◆ What to work on:
Collect each line containing "Output".

◆ Data excerpts:
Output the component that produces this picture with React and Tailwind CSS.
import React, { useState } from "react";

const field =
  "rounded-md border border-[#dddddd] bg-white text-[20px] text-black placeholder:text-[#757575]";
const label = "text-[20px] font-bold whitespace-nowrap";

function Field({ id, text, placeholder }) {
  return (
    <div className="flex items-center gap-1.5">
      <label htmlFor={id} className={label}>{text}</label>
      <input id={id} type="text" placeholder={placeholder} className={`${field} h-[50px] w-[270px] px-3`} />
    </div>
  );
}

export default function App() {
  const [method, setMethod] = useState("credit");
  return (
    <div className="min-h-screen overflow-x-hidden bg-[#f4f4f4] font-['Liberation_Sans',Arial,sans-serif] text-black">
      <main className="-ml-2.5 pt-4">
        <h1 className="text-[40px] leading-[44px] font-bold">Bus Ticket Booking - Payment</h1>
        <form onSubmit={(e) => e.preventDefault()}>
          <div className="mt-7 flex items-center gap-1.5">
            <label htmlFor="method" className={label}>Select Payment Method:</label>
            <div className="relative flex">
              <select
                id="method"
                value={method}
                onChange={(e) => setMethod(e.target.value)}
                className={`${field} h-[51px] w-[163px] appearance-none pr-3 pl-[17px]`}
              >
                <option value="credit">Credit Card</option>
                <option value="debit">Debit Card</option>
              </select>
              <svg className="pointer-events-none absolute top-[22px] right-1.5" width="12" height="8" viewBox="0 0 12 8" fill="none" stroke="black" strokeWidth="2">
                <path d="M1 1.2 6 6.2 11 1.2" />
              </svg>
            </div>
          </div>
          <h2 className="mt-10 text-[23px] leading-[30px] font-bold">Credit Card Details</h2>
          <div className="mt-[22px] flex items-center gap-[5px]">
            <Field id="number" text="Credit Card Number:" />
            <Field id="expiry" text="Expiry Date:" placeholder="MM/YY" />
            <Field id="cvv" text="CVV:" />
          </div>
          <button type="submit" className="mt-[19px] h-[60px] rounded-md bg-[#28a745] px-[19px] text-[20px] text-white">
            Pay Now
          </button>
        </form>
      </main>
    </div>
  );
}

--

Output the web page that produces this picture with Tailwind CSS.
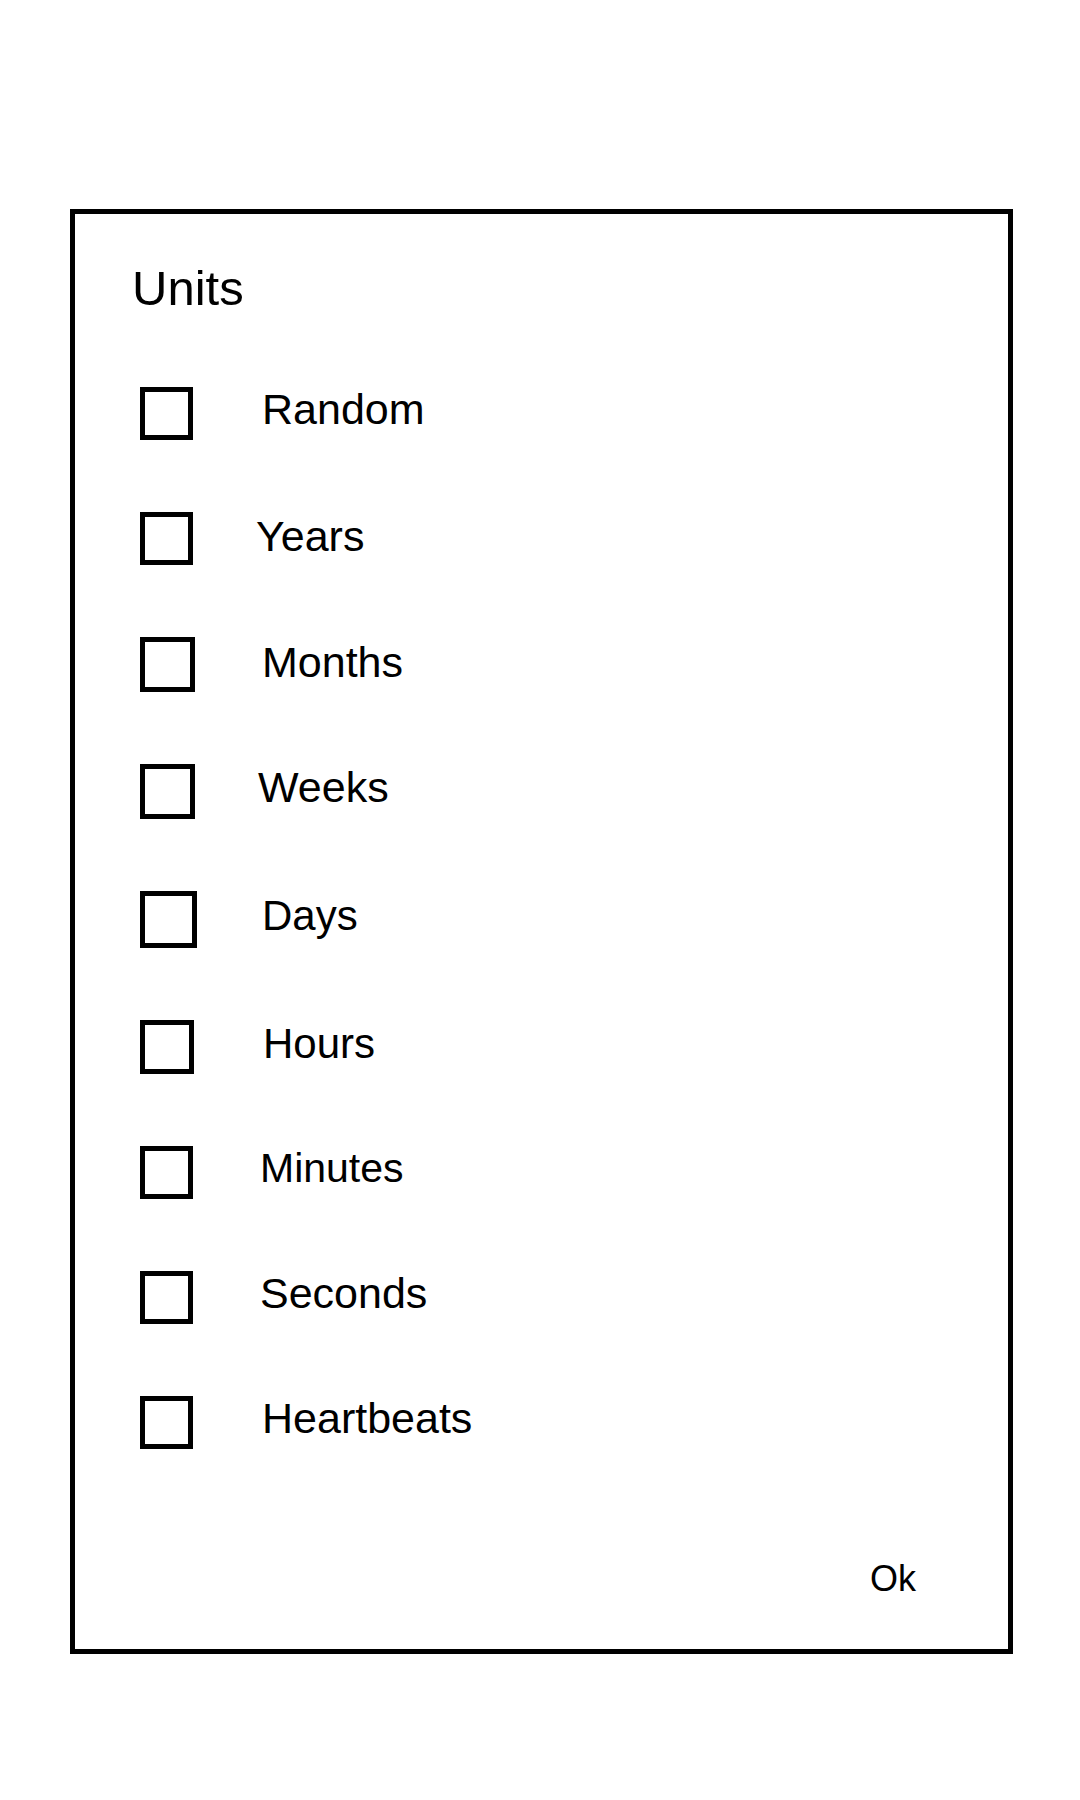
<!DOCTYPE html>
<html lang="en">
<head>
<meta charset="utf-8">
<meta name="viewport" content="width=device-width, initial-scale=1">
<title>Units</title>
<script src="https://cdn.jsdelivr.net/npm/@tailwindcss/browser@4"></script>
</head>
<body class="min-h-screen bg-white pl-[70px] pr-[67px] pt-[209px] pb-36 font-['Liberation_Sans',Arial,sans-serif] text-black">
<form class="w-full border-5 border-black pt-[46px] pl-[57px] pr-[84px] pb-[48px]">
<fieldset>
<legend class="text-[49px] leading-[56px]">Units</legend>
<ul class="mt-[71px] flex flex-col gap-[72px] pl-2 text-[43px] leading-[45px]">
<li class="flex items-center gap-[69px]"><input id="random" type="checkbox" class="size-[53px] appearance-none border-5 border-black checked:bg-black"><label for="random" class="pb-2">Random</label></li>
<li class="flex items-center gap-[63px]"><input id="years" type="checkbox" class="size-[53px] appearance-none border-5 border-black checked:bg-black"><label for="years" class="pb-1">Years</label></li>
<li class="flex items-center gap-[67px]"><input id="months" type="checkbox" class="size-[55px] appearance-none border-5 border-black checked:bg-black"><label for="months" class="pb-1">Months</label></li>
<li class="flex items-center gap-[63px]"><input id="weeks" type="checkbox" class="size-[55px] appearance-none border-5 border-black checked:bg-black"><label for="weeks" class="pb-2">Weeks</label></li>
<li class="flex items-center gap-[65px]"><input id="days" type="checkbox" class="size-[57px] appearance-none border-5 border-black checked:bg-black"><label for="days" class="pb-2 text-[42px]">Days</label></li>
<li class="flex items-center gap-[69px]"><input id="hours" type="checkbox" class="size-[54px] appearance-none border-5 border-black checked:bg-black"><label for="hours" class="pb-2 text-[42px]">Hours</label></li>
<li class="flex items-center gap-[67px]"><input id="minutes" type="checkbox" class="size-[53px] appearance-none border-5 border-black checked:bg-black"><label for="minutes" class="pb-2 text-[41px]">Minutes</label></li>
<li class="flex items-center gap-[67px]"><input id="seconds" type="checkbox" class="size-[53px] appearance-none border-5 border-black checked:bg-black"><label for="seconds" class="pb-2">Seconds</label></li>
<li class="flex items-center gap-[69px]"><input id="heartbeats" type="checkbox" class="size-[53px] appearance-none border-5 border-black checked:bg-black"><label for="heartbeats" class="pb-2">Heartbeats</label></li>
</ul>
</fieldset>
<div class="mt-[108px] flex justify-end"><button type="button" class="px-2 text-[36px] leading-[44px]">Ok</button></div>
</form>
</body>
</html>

* * *

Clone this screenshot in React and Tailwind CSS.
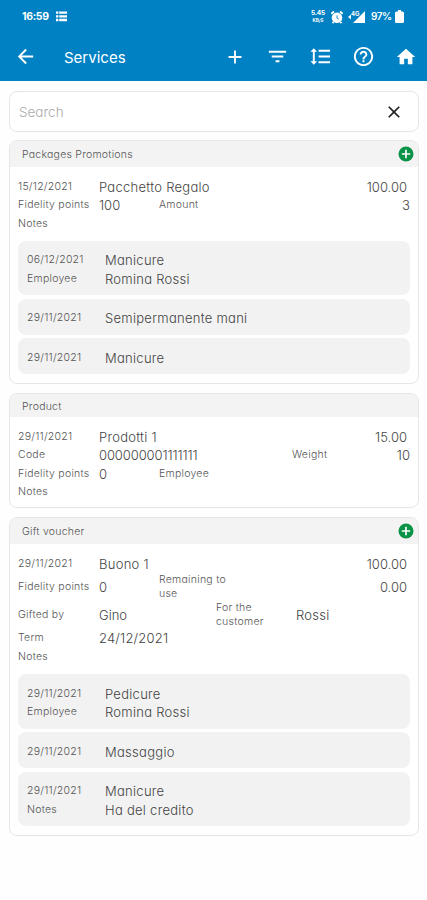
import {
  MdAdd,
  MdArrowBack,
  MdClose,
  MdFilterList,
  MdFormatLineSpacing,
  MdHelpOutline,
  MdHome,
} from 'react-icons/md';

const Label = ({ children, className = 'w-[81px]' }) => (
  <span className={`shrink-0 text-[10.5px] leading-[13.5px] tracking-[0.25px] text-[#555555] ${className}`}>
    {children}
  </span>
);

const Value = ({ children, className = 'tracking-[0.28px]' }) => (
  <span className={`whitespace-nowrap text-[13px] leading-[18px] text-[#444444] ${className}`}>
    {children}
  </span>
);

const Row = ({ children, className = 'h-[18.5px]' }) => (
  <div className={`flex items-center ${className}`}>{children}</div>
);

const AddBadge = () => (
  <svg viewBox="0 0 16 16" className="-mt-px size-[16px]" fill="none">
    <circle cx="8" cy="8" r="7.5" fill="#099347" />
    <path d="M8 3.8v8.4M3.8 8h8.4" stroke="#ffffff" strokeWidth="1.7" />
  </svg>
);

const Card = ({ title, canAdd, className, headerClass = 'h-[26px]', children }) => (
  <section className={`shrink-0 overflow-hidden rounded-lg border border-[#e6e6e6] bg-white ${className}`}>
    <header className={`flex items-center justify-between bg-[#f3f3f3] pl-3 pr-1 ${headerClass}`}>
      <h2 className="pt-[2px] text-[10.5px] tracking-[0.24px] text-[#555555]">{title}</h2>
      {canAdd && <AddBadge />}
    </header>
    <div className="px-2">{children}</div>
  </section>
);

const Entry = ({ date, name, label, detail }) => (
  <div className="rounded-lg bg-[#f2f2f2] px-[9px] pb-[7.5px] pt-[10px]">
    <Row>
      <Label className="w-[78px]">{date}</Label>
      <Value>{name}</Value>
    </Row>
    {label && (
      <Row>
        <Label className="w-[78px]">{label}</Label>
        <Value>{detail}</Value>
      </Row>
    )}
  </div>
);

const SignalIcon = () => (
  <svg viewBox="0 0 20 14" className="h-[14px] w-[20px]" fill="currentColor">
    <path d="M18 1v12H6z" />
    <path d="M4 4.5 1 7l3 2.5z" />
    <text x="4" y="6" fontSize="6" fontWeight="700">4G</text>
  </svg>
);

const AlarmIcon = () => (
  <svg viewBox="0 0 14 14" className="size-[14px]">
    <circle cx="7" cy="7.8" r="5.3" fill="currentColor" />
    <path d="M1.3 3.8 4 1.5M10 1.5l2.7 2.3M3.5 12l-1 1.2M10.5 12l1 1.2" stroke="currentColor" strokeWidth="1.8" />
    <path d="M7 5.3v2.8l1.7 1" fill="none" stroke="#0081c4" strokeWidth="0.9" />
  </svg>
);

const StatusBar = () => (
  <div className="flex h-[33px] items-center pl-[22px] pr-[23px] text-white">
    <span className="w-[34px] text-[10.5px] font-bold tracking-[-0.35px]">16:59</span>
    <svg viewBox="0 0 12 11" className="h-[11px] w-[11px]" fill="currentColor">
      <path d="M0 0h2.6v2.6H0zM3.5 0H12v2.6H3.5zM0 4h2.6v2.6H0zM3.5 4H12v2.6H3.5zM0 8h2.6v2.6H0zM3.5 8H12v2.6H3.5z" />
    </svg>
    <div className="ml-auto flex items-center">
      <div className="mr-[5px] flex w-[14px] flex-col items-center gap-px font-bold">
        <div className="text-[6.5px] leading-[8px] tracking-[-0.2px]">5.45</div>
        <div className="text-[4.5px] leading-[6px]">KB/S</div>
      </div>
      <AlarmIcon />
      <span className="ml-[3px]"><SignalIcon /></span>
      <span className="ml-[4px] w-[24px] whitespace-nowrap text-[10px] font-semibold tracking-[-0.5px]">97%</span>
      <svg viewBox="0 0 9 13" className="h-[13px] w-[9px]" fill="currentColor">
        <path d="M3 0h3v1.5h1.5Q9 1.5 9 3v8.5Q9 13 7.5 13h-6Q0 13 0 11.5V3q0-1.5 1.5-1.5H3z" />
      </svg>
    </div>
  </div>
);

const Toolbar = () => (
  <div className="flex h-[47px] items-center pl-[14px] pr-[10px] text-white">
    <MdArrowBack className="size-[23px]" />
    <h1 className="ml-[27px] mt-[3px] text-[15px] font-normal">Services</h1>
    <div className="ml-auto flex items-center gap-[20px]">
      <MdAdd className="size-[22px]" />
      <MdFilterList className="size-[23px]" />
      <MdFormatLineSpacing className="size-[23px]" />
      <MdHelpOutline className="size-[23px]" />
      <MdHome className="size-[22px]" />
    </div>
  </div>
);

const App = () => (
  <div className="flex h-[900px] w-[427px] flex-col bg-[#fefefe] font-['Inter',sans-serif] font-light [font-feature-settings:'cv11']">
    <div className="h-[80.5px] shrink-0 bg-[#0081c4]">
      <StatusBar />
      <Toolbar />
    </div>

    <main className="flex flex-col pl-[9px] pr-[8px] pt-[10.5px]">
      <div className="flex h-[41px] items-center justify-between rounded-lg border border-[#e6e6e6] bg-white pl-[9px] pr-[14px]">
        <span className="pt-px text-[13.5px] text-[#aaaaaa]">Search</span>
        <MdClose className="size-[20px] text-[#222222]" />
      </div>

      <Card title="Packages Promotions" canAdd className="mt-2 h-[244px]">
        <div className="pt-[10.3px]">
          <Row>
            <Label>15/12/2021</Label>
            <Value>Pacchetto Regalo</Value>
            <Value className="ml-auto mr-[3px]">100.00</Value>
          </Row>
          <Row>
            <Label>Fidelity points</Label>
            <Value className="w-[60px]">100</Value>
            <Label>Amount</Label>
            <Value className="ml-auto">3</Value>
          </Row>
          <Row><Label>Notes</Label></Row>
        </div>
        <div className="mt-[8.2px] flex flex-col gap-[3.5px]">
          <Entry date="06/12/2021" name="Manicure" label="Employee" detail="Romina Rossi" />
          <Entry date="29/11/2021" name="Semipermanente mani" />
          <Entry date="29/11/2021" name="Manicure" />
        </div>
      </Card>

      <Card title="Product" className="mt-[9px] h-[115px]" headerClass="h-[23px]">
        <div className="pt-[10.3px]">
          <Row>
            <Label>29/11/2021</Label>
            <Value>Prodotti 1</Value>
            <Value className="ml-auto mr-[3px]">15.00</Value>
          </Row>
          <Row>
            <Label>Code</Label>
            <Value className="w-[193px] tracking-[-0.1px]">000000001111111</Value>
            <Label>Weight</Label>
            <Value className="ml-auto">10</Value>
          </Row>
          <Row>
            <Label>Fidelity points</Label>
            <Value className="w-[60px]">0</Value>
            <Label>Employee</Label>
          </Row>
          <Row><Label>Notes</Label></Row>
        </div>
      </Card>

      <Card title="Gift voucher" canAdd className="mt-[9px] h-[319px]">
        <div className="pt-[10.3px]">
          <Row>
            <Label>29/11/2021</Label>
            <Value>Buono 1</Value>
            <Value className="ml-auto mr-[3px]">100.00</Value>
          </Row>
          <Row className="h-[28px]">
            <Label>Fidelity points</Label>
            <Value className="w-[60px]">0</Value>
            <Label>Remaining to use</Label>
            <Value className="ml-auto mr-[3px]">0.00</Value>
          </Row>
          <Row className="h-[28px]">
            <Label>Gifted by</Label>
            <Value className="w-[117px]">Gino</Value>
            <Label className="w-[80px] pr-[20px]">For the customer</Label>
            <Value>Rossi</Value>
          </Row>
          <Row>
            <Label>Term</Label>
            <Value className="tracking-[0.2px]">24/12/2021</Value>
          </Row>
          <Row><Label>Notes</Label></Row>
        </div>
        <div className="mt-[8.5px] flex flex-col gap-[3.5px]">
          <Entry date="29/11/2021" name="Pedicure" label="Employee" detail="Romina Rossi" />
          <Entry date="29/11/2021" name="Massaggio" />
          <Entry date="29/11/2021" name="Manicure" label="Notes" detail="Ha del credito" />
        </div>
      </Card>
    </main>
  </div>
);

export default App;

◆ Written response:
Output the component that produces this picture with React and Tailwind CSS.
Output the web page that produces this picture with Tailwind CSS.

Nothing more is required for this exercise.